Then Amaziah the priest of Bethel sent to Jeroboam king of Israel, saying, Amos hath conspired against thee in the midst of the house of Israel: the land is not able to bear all his words.
Then Amaziah the priest of Bethel,.... The Targum calls him the prince or president of Bethel; and the word used signifies both a prince and a priest; and very probably this man had the care of the civil as well as religious matters in Bethel.
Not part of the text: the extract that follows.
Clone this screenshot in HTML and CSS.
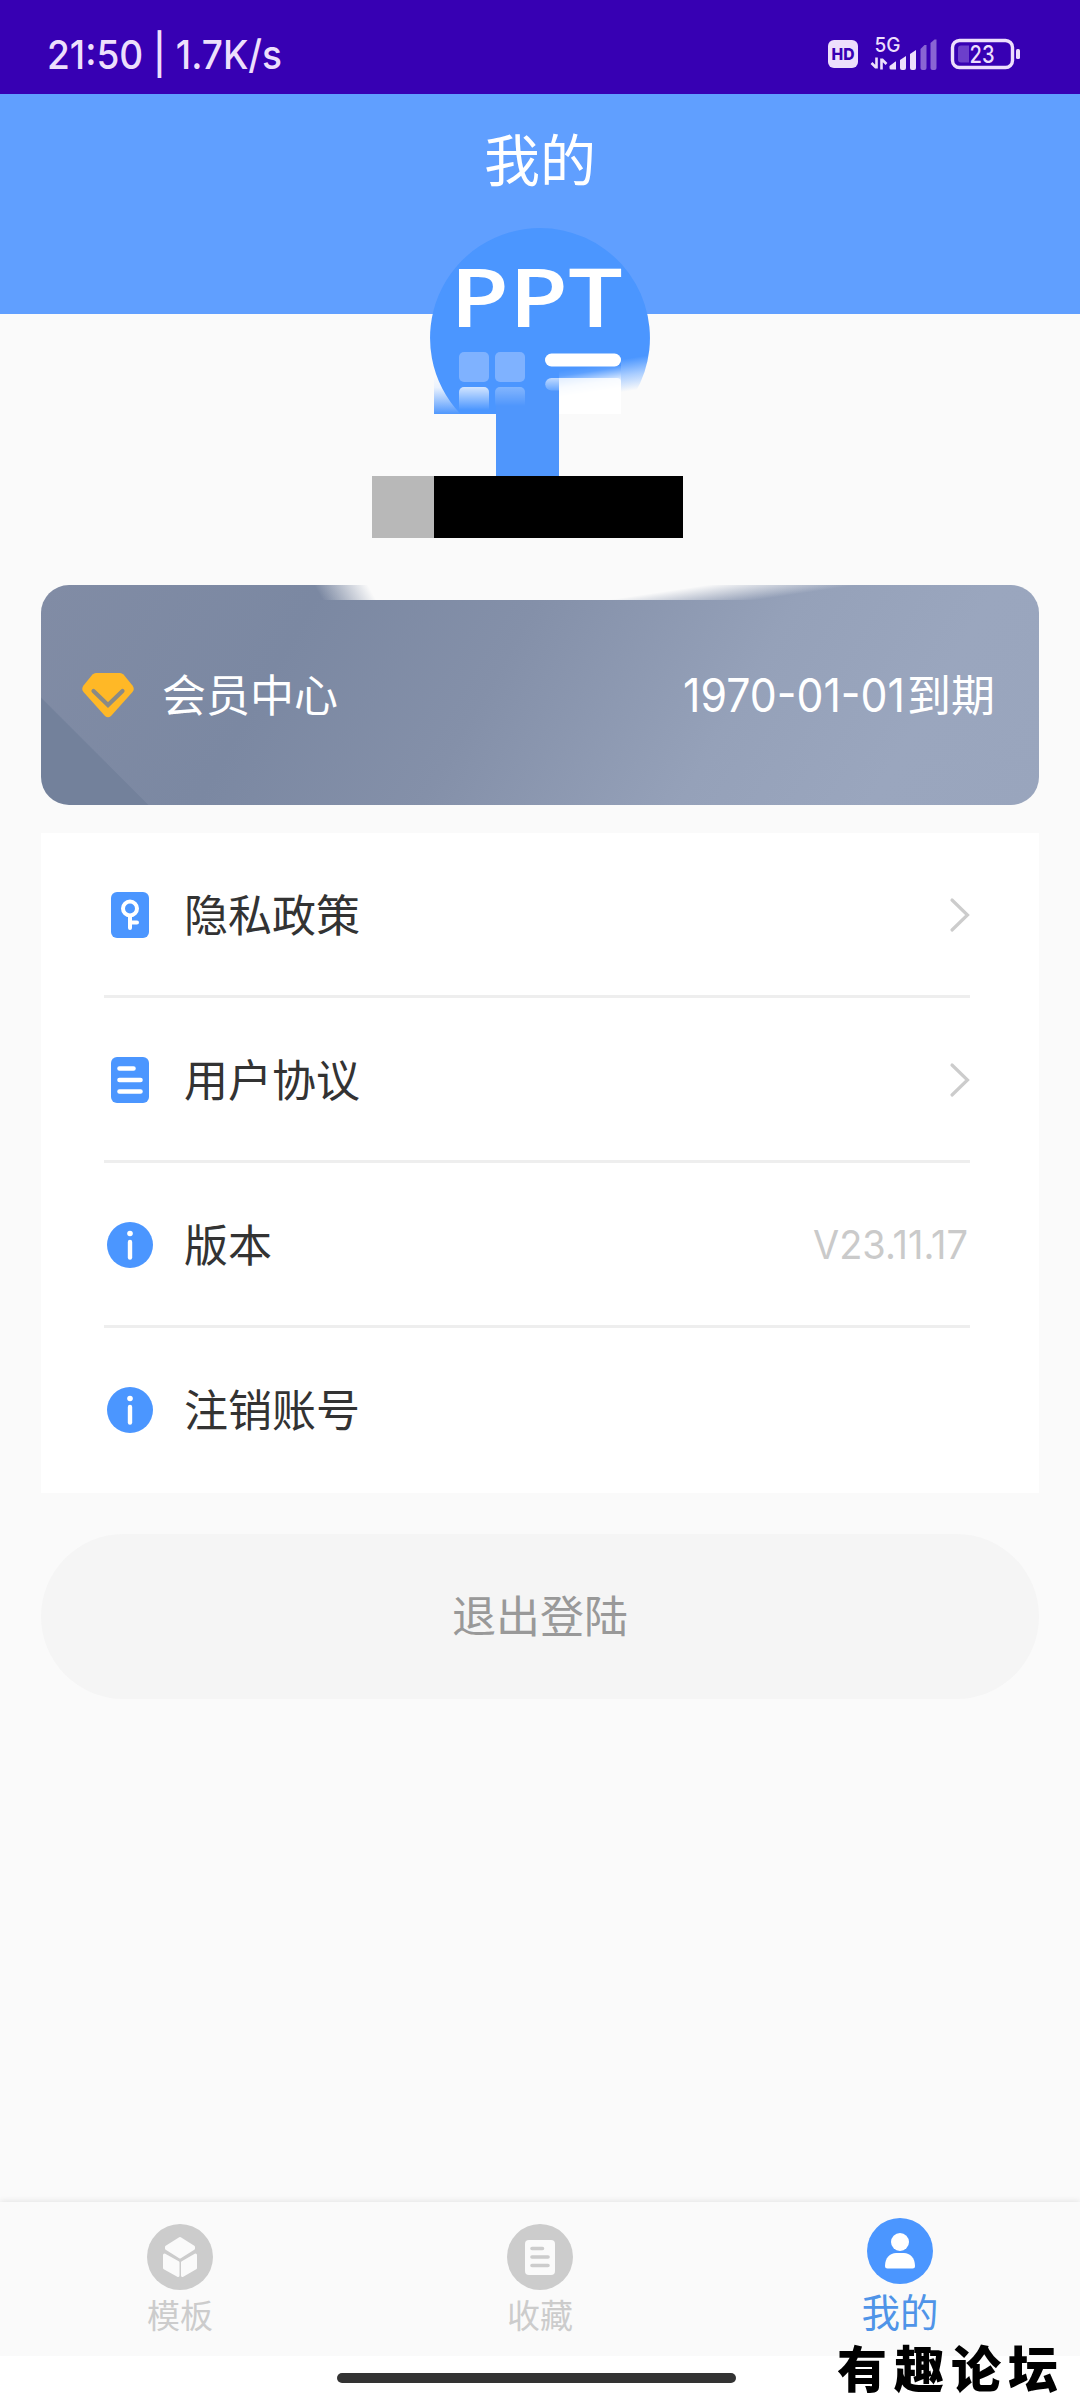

Aben Ezra styles him the priest of Baal; he was one that succeeded the priests that Jeroboam the son of Nebat placed here, to offer sacrifices to the calf he set up in this place, 1 Kings 12:32; who hearing the above three visions of Amos delivered, and fearing that he would alienate the people from the idolatrous worship he was at the head of, and frighten them from an attendance on it, which would lessen his esteem with the people, and also his worldly gain and profit; and observing that Amos did not make any intercession for the averting of the judgment threatened in the last vision, as in the other two, and which particularly concerned the king's family: he
sent to Jeroboam king of Israel; either letters or messengers, or both; who, it seems, was not at this time at Bethel, but at some other place; perhaps Samaria, which was not a great way from hence:
saying, Amos hath conspired against thee in the midst of the land of Israel; he speaks of Amos as if he was well known to the king, and perhaps he might be, having long prophesied in the land of Israel, and near the court; and represents him as a seditious person, not as affecting the crown and kingdom himself, but as stirring up a spirit, of rebellion among the people; taking off their affections from their prince, and them from their allegiance to him, by representing him as a wicked person that would in a little time be cut off; and this he did not privately, and in a corner, but publicly, in the midst of the land, and before all the people of Israel; and this was no new and unusual thing to represent good man, and especially ministers of the word, as enemies to the civil government, when none are truer friends to it, or more quiet under it:
the land is not able to bear all his words; either to withstand the power of them; they will have such an influence upon the people, if timely care is not taken, as to cause them both to reject the established religion and worship at Dan and Bethel, and to rise up in arms against the civil government, and dethrone him the king; such terrible things he says to the people, as will frighten them, and put them upon taking such measures as these: or else the prophet's words were so intolerable, that his good subjects, the inhabitants of the land could not bear them; and if he did not give orders himself to take away his life, they would rise up against him, and dispatch him themselves.